We got together for three very full days, and we go home to our communities just as fractured by patriarchy, white supremacy, capitalism and nationalism as our communities were, as we were, when we got there. The difference is that now we know one another and we go home emboldened to imagine our work in conversation. The challenge will be for funders and organisations alike to take up the invitation to embrace grassroots creativity, local-led coalitions, and above all, trust, in the face of perpetual yet escalating crisis.

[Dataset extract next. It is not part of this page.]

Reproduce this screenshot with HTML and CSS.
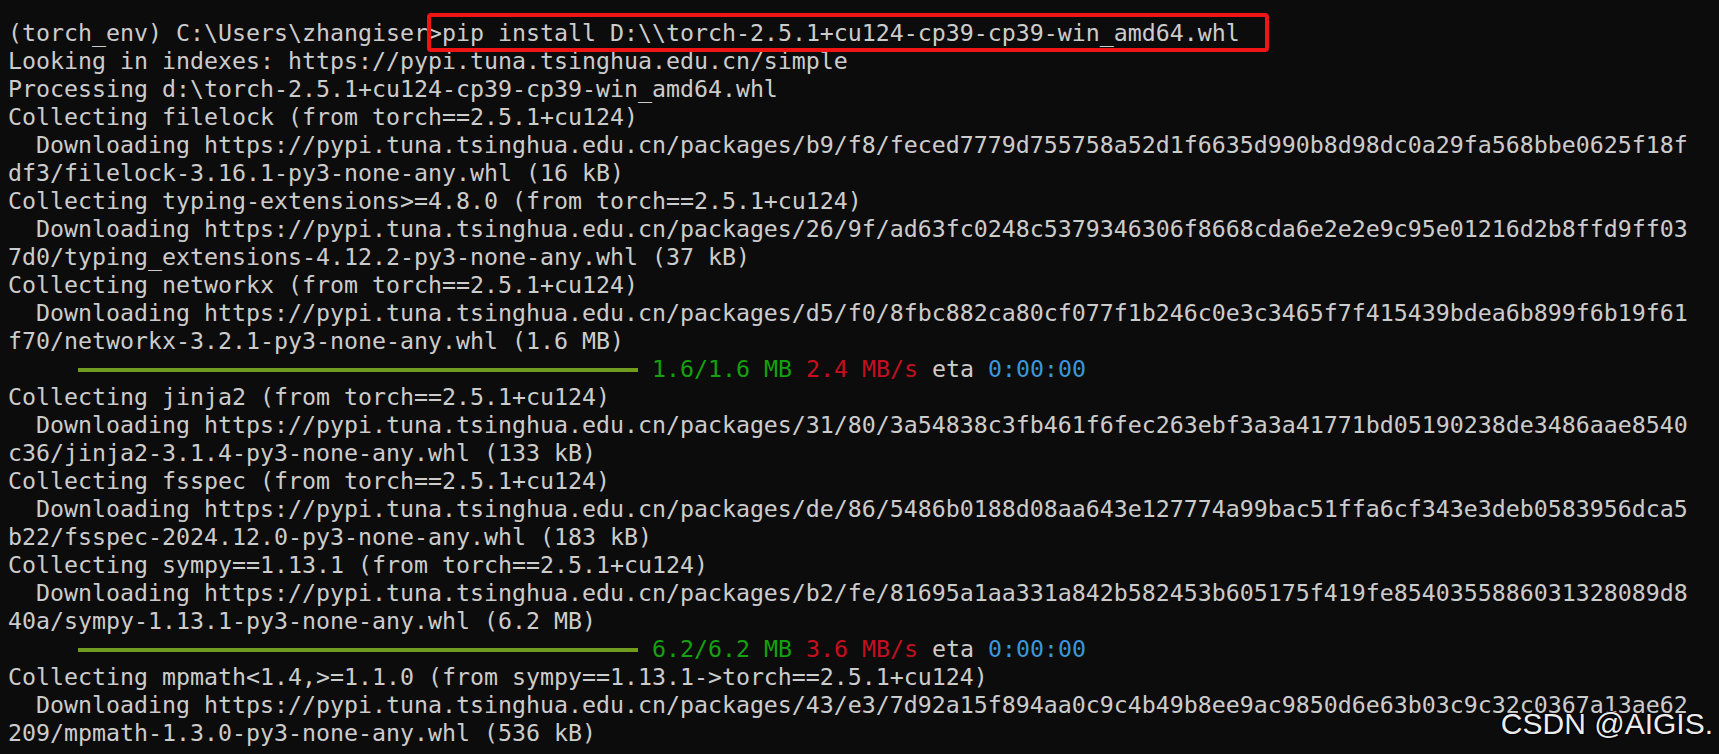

For now, Resistencia Migrante‘s rendition of Selena’s song ‘Como La Flor’ is still ringing in my ears. That singular moment when we all danced together from six years old to 60 years old and sang along, ‘ay, ay, ay, como me duele.’ As well as the beat of the spontaneous performance inspired by ‘El Violador Eres Tú‘ in front of the border wall, waves wetting our feet as we danced together, and in my head and heart, the refrain ‘se va a caer, se va a caer.’* The patriarchy and its walls.
*A common chant among Latin American feminists that translates to ‘it will fall, it will fall’ in reference to patriarchy.